### What the task requires
Skip every picture and transcribe the remaining material exactly.

▼

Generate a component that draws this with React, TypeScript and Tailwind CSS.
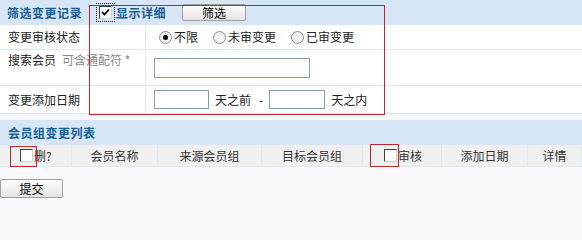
import React, { useState } from 'react';

const cols = [
  { label: '会员名称', w: 'w-[86px]' },
  { label: '来源会员组', w: 'w-[104px]' },
  { label: '目标会员组', w: 'w-[101px]' },
];

const cols2 = [
  { label: '添加日期', w: 'w-[86px]' },
  { label: '详情', w: 'flex-1' },
];

function Box({ checked }: { checked?: boolean }) {
  return (
    <span className="inline-flex w-[13px] h-[13px] border border-t-[#404040] border-l-[#404040] border-r-[#d4d0c8] border-b-[#d4d0c8] bg-white items-center justify-center">
      {checked && (
        <svg width="9" height="9" viewBox="0 0 9 9">
          <path d="M1 4 L3.5 6.5 L8 1.5" stroke="#000" strokeWidth="1.8" fill="none" />
        </svg>
      )}
    </span>
  );
}

function Radio({ on }: { on?: boolean }) {
  return (
    <span className="inline-flex w-[13px] h-[13px] rounded-full border border-[#8a8a8a] bg-gradient-to-br from-[#e6e6e6] to-white items-center justify-center">
      {on && <span className="w-[5px] h-[5px] rounded-full bg-black" />}
    </span>
  );
}

export default function App() {
  const [status, setStatus] = useState('all');

  return (
    <div
      className="relative w-[582px] h-[240px] bg-[#f9f9fe] text-[12px] text-[#222]"
      style={{ fontFamily: '"Noto Sans CJK SC", "Noto Sans", sans-serif' }}
    >
      {/* 筛选区 */}
      <div className="h-[25px] bg-[#d6e6f6] flex items-center pl-[7px]">
        <span className="font-bold text-[#1b5c8e] tracking-[0.5px]">筛选变更记录</span>
        <span className="ml-[14px] inline-flex items-center border border-dotted border-black p-[2px]">
          <Box checked />
        </span>
        <span className="font-bold text-[#1b5c8e] ml-[1px] tracking-[0.5px]">显示详细</span>
        <button className="ml-[16px] w-[64px] h-[17px] leading-[15px] border border-[#a0a0a0] rounded-[2px] bg-gradient-to-b from-white to-[#e4e4e4] text-black">
          筛选
        </button>
      </div>

      <div className="bg-white">
        <div className="flex h-[25px] border-b border-[#dce8f3]">
          <div className="w-[146px] border-r border-[#dce8f3] flex items-center pl-[8px]">变更审核状态</div>
          <div className="flex items-center pl-[13px] gap-[15px]">
            {[
              ['all', '不限'],
              ['no', '未审变更'],
              ['yes', '已审变更'],
            ].map(([k, t]) => (
              <label key={k} className="flex items-center gap-[2px]" onClick={() => setStatus(k)}>
                <Radio on={status === k} />
                {t}
              </label>
            ))}
          </div>
        </div>

        <div className="flex h-[36px] border-b border-[#dce8f3]">
          <div className="w-[146px] border-r border-[#dce8f3] flex items-start pt-[1px] pl-[8px]">
            搜索会员<span className="ml-[6px] text-[#888]">可含通配符 *</span>
          </div>
          <div className="flex items-center pl-[8px]">
            <input className="w-[156px] h-[20px] border border-[#7f9db9] outline-none" />
          </div>
        </div>

        <div className="flex h-[28px] border-b border-[#dce8f3]">
          <div className="w-[146px] border-r border-[#dce8f3] flex items-center pl-[8px]">变更添加日期</div>
          <div className="flex items-center pl-[8px]">
            <input className="w-[55px] h-[19px] border border-[#7f9db9] outline-none" />
            <span className="ml-[6px]">天之前</span>
            <span className="ml-[8px]">-</span>
            <input className="ml-[6px] w-[56px] h-[19px] border border-[#7f9db9] outline-none" />
            <span className="ml-[6px]">天之内</span>
          </div>
        </div>
      </div>

      {/* 列表 */}
      <div className="mt-[6px] h-[25px] bg-[#d6e6f6] flex items-center pl-[8px]">
        <span className="font-bold text-[#1b5c8e] tracking-[0.5px]">会员组变更列表</span>
      </div>
      <div className="flex h-[22px] bg-[#f0f0f0] border-b border-[#dce8f3] text-[#333]">
        <div className="w-[72px] flex items-center pl-[20px] border-r border-[#dce8f3]">
          <Box />
          <span className="ml-[1px]">删?</span>
        </div>
        {cols.map((c) => (
          <div key={c.label} className={`${c.w} flex items-center justify-center border-r border-[#dce8f3]`}>
            {c.label}
          </div>
        ))}
        <div className="w-[79px] flex items-center pl-[21px] border-r border-[#dce8f3]">
          <Box />
          <span className="ml-[1px]">审核</span>
        </div>
        {cols2.map((c) => (
          <div key={c.label} className={`${c.w} flex items-center justify-center border-r border-[#dce8f3]`}>
            {c.label}
          </div>
        ))}
      </div>

      <div className="pt-[12px]">
        <button className="w-[63px] h-[19px] leading-[17px] border border-[#a0a0a0] rounded-[2px] bg-gradient-to-b from-white to-[#e4e4e4] text-black">
          提交
        </button>
      </div>

      {/* 标注框 */}
      <div className="absolute left-[89px] top-[5px] w-[296px] h-[110px] border border-[#c0262c] pointer-events-none" />
      <div className="absolute left-[10px] top-[146px] w-[27px] h-[21px] border border-[#c0262c] pointer-events-none" />
      <div className="absolute left-[370px] top-[144px] w-[29px] h-[23px] border border-[#c0262c] pointer-events-none" />
    </div>
  );
}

▲

### The result
Generate a component that draws this with React, TypeScript and Tailwind CSS.
import React, { useState } from 'react';

const cols = [
  { label: '会员名称', w: 'w-[86px]' },
  { label: '来源会员组', w: 'w-[104px]' },
  { label: '目标会员组', w: 'w-[101px]' },
];

const cols2 = [
  { label: '添加日期', w: 'w-[86px]' },
  { label: '详情', w: 'flex-1' },
];

function Box({ checked }: { checked?: boolean }) {
  return (
    <span className="inline-flex w-[13px] h-[13px] border border-t-[#404040] border-l-[#404040] border-r-[#d4d0c8] border-b-[#d4d0c8] bg-white items-center justify-center">
      {checked && (
        <svg width="9" height="9" viewBox="0 0 9 9">
          <path d="M1 4 L3.5 6.5 L8 1.5" stroke="#000" strokeWidth="1.8" fill="none" />
        </svg>
      )}
    </span>
  );
}

function Radio({ on }: { on?: boolean }) {
  return (
    <span className="inline-flex w-[13px] h-[13px] rounded-full border border-[#8a8a8a] bg-gradient-to-br from-[#e6e6e6] to-white items-center justify-center">
      {on && <span className="w-[5px] h-[5px] rounded-full bg-black" />}
    </span>
  );
}

export default function App() {
  const [status, setStatus] = useState('all');

  return (
    <div
      className="relative w-[582px] h-[240px] bg-[#f9f9fe] text-[12px] text-[#222]"
      style={{ fontFamily: '"Noto Sans CJK SC", "Noto Sans", sans-serif' }}
    >
      {/* 筛选区 */}
      <div className="h-[25px] bg-[#d6e6f6] flex items-center pl-[7px]">
        <span className="font-bold text-[#1b5c8e] tracking-[0.5px]">筛选变更记录</span>
        <span className="ml-[14px] inline-flex items-center border border-dotted border-black p-[2px]">
          <Box checked />
        </span>
        <span className="font-bold text-[#1b5c8e] ml-[1px] tracking-[0.5px]">显示详细</span>
        <button className="ml-[16px] w-[64px] h-[17px] leading-[15px] border border-[#a0a0a0] rounded-[2px] bg-gradient-to-b from-white to-[#e4e4e4] text-black">
          筛选
        </button>
      </div>

      <div className="bg-white">
        <div className="flex h-[25px] border-b border-[#dce8f3]">
          <div className="w-[146px] border-r border-[#dce8f3] flex items-center pl-[8px]">变更审核状态</div>
          <div className="flex items-center pl-[13px] gap-[15px]">
            {[
              ['all', '不限'],
              ['no', '未审变更'],
              ['yes', '已审变更'],
            ].map(([k, t]) => (
              <label key={k} className="flex items-center gap-[2px]" onClick={() => setStatus(k)}>
                <Radio on={status === k} />
                {t}
              </label>
            ))}
          </div>
        </div>

        <div className="flex h-[36px] border-b border-[#dce8f3]">
          <div className="w-[146px] border-r border-[#dce8f3] flex items-start pt-[1px] pl-[8px]">
            搜索会员<span className="ml-[6px] text-[#888]">可含通配符 *</span>
          </div>
          <div className="flex items-center pl-[8px]">
            <input className="w-[156px] h-[20px] border border-[#7f9db9] outline-none" />
          </div>
        </div>

        <div className="flex h-[28px] border-b border-[#dce8f3]">
          <div className="w-[146px] border-r border-[#dce8f3] flex items-center pl-[8px]">变更添加日期</div>
          <div className="flex items-center pl-[8px]">
            <input className="w-[55px] h-[19px] border border-[#7f9db9] outline-none" />
            <span className="ml-[6px]">天之前</span>
            <span className="ml-[8px]">-</span>
            <input className="ml-[6px] w-[56px] h-[19px] border border-[#7f9db9] outline-none" />
            <span className="ml-[6px]">天之内</span>
          </div>
        </div>
      </div>

      {/* 列表 */}
      <div className="mt-[6px] h-[25px] bg-[#d6e6f6] flex items-center pl-[8px]">
        <span className="font-bold text-[#1b5c8e] tracking-[0.5px]">会员组变更列表</span>
      </div>
      <div className="flex h-[22px] bg-[#f0f0f0] border-b border-[#dce8f3] text-[#333]">
        <div className="w-[72px] flex items-center pl-[20px] border-r border-[#dce8f3]">
          <Box />
          <span className="ml-[1px]">删?</span>
        </div>
        {cols.map((c) => (
          <div key={c.label} className={`${c.w} flex items-center justify-center border-r border-[#dce8f3]`}>
            {c.label}
          </div>
        ))}
        <div className="w-[79px] flex items-center pl-[21px] border-r border-[#dce8f3]">
          <Box />
          <span className="ml-[1px]">审核</span>
        </div>
        {cols2.map((c) => (
          <div key={c.label} className={`${c.w} flex items-center justify-center border-r border-[#dce8f3]`}>
            {c.label}
          </div>
        ))}
      </div>

      <div className="pt-[12px]">
        <button className="w-[63px] h-[19px] leading-[17px] border border-[#a0a0a0] rounded-[2px] bg-gradient-to-b from-white to-[#e4e4e4] text-black">
          提交
        </button>
      </div>

      {/* 标注框 */}
      <div className="absolute left-[89px] top-[5px] w-[296px] h-[110px] border border-[#c0262c] pointer-events-none" />
      <div className="absolute left-[10px] top-[146px] w-[27px] h-[21px] border border-[#c0262c] pointer-events-none" />
      <div className="absolute left-[370px] top-[144px] w-[29px] h-[23px] border border-[#c0262c] pointer-events-none" />
    </div>
  );
}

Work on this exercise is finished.